Recently, mathematical modeling of cancer started drawing great interest from the medical community. Indeed, developing models able to describe accurately tumor growth may help monitoring the disease evolution or even predicting the efficacy of different therapeutic strategies. Such applications are made possible through the routine monitoring of patients with imaging devices. This offers a consistent amount of valuable data to elaborate and validate the mathematical models. The aim of my talk is to present a quick overview of the strategies that we have recently developed in our team at Bordeaux.

In a first part, I will quickly present a simple tumor growth model based on a mechanistic description of the healthy and tumor cell densities evolution over time. This model is valid for example for meningiomas or for some lung metastases, i.e. when there is no treatment (only the growth is considered) and when the shape is approximatively the same over time. This model presents both the interest to be parametrizable - using the tumor volumes at 2 times and the initial shape tumor - for each considered patient and to produce reliable predictions and 3D extension simulation within a reasonable computing timescale. The parameters estimation strategy based on a reduced 0D-model and on stochastic methods (Monte-Carlo-like methods) will be presented.

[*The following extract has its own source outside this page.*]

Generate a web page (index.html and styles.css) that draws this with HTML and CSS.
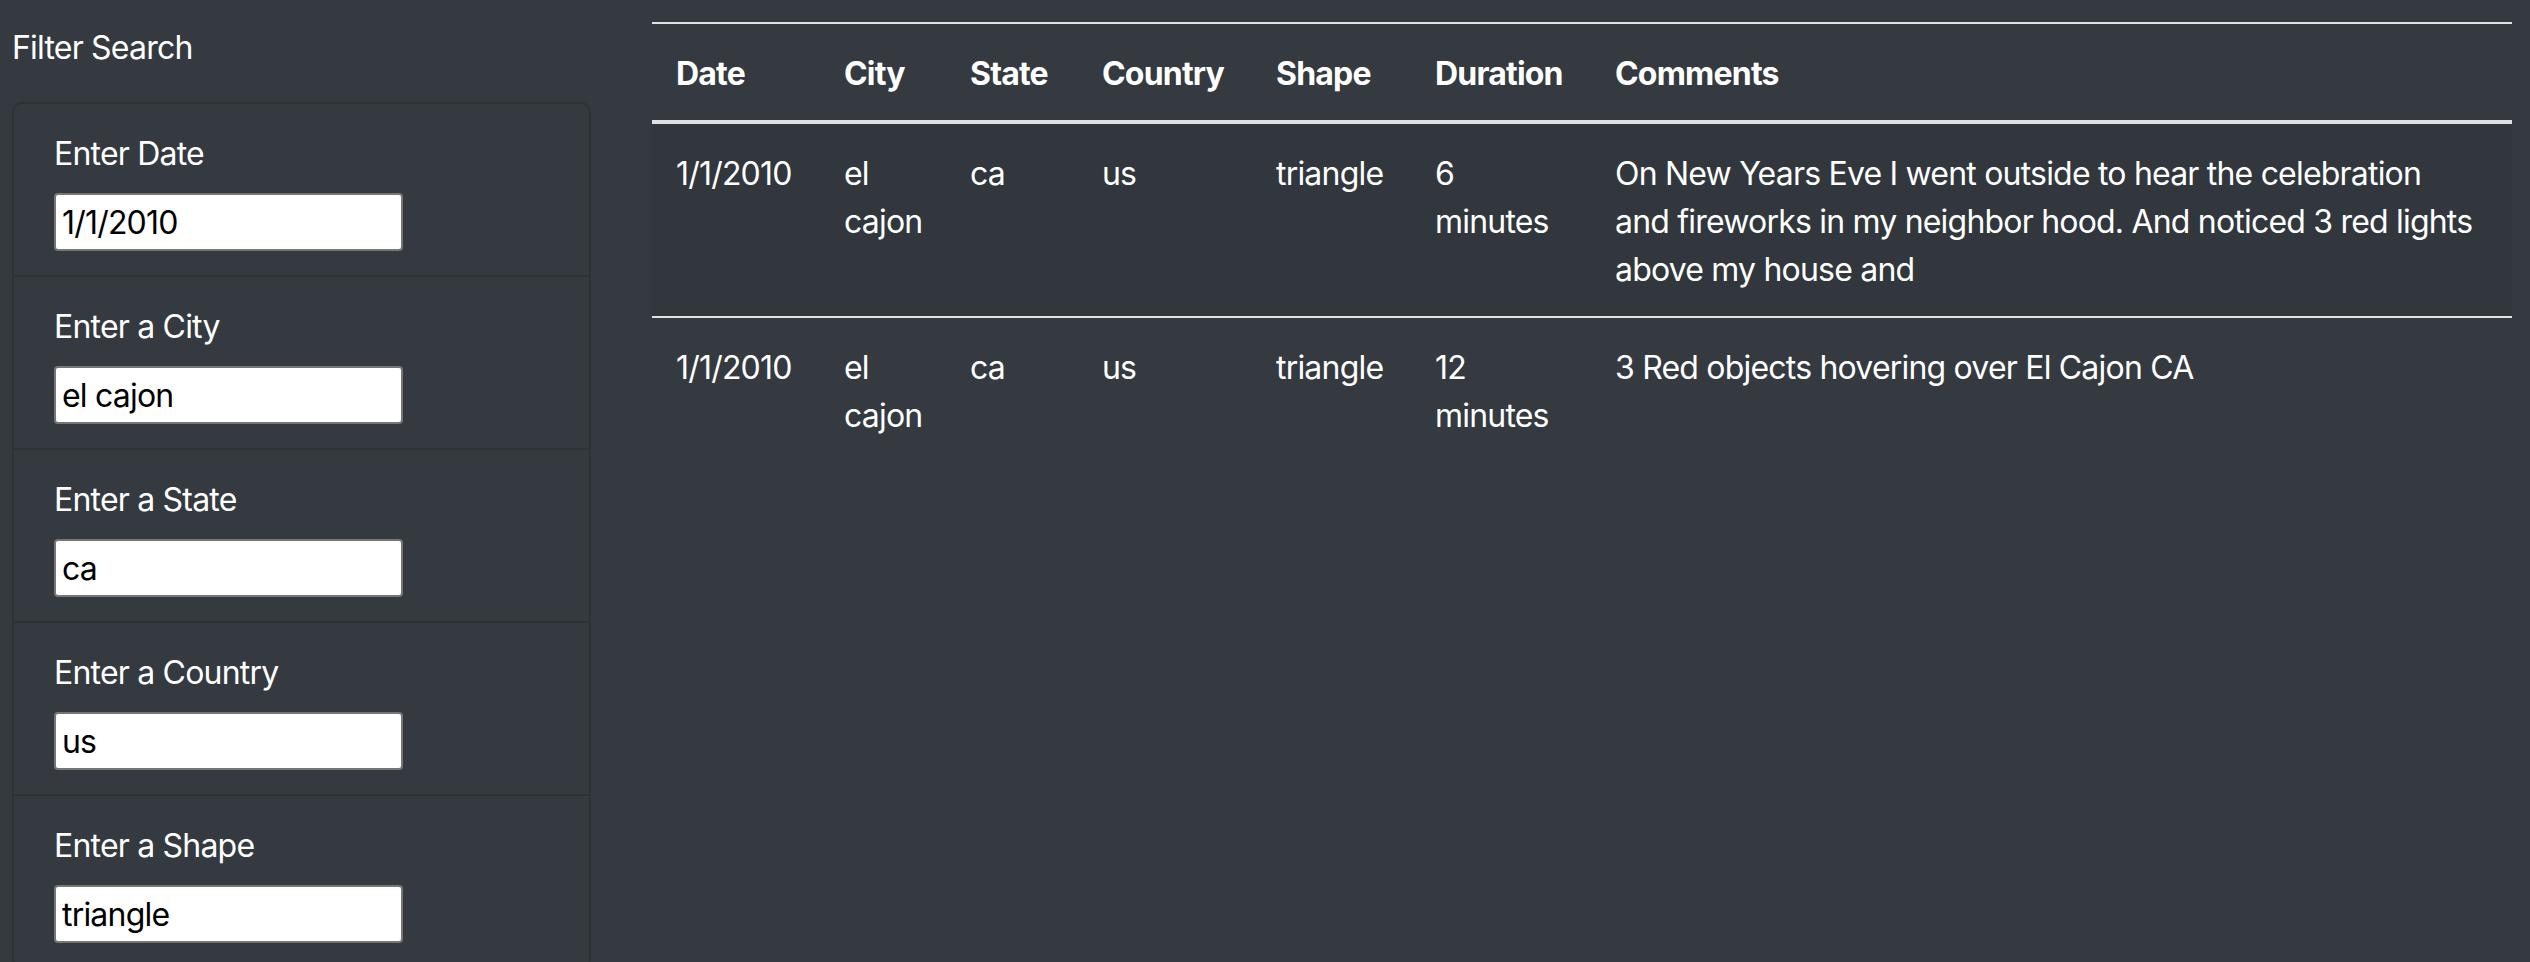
FILE: index.html
```html
<!DOCTYPE html>
<html lang="en">
<head>
<meta charset="utf-8">
<title>UFO Sightings</title>
<link rel="stylesheet" href="styles.css">
</head>
<body>
<div class="page">
  <aside class="sidebar">
    <h5 class="sidebar-title">Filter Search</h5>
    <ul class="filters">
      <li class="filter">
        <label class="filter-label" for="date">Enter Date</label>
        <input class="filter-input" id="date" type="text" value="1/1/2010">
      </li>
      <li class="filter">
        <label class="filter-label" for="city">Enter a City</label>
        <input class="filter-input" id="city" type="text" value="el cajon">
      </li>
      <li class="filter">
        <label class="filter-label" for="state">Enter a State</label>
        <input class="filter-input" id="state" type="text" value="ca">
      </li>
      <li class="filter">
        <label class="filter-label" for="country">Enter a Country</label>
        <input class="filter-input" id="country" type="text" value="us">
      </li>
      <li class="filter">
        <label class="filter-label" for="shape">Enter a Shape</label>
        <input class="filter-input" id="shape" type="text" value="triangle">
      </li>
    </ul>
  </aside>
  <main class="results">
    <table class="ufo-table">
      <colgroup>
        <col class="c-date"><col class="c-city"><col class="c-state"><col class="c-country"><col class="c-shape"><col class="c-duration"><col class="c-comments">
      </colgroup>
      <thead>
        <tr>
          <th>Date</th><th>City</th><th>State</th><th>Country</th><th>Shape</th><th>Duration</th><th>Comments</th>
        </tr>
      </thead>
      <tbody>
        <tr class="row-odd">
          <td>1/1/2010</td><td>el cajon</td><td>ca</td><td>us</td><td>triangle</td><td>6 minutes</td>
          <td>On New Years Eve I went outside to hear the celebration<br>and fireworks in my neighbor hood. And noticed 3 red lights above my house and</td>
        </tr>
        <tr>
          <td>1/1/2010</td><td>el cajon</td><td>ca</td><td>us</td><td>triangle</td><td>12 minutes</td>
          <td>3 Red objects hovering over El Cajon CA</td>
        </tr>
      </tbody>
    </table>
  </main>
</div>
</body>
</html>
```

FILE: styles.css
```css
* { box-sizing: border-box; }

html, body {
  margin: 0;
  padding: 0;
  height: 100%;
}

body {
  background: #343a40;
  color: #ffffff;
  font-family: Inter, "Noto Sans", "Liberation Sans", sans-serif;
  font-size: 32px;
  line-height: 1.5;
  letter-spacing: -0.025em;
  overflow: hidden;
}

.page {
  display: flex;
  align-items: flex-start;
  gap: 61px;
  padding-left: 12px;
}

.sidebar {
  width: 579px;
  flex: 0 0 579px;
}

.sidebar-title {
  margin: 0;
  padding-top: 24px;
  margin-bottom: 30px;
  font-size: 32px;
  font-weight: 400;
  line-height: 48px;
}

.filters {
  list-style: none;
  margin: 0;
  padding: 0;
  border: 2px solid #2d3237;
  border-radius: 10px;
}

.filter {
  padding: 24px 40px;
  border-top: 2px solid #2d3237;
}

.filter:first-child {
  border-top: none;
}

.filter-label {
  display: block;
  padding-top: 2px;
  margin-bottom: 15px;
}

.filter-input {
  display: block;
  width: 349px;
  height: 58px;
  margin: 0;
  padding: 0 6px;
  border: 2px solid #767676;
  border-radius: 4px;
  background: #ffffff;
  color: #000000;
  font-family: inherit;
  font-size: 32px;
  line-height: 48px;
  letter-spacing: -0.025em;
}

.results {
  width: 1860px;
  flex: 0 0 1860px;
  padding-top: 22px;
}

.ufo-table {
  width: 1860px;
  table-layout: fixed;
  border-collapse: collapse;
}

.c-date { width: 168px; }
.c-city { width: 126px; }
.c-state { width: 132px; }
.c-country { width: 174px; }
.c-shape { width: 159px; }
.c-duration { width: 180px; }
.c-comments { width: 921px; }

.ufo-table th,
.ufo-table td {
  padding: 26px 24px 22px;
  text-align: left;
  vertical-align: top;
  border-top: 2px solid #dee2e6;
}

.ufo-table th {
  font-weight: 700;
  border-bottom: 4px solid #dee2e6;
}

.row-odd {
  background: rgba(0, 0, 0, 0.05);
}
```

When we consider treatments (tumour decay) or/and time-evolving shapes, more complex models - with different tumour cell densities - have to be written and more information - issued from medical imaging - is necessary to parametrize them. In a second part of my talk, I will introduce these complex models and I will present the information that can be extracted from medical imaging such as textures or shapes of the lesions. I will show why the parameter estimation approach used for the simple model is not anymore available and I will propose a new strategy based on data assimilation strategy. I will present a Luenberger - also called nudging - state observer coupled with a parameter Kalman-based observer to perform a joint state and parameter estimation. I will illustrate my results with synthetic and real data.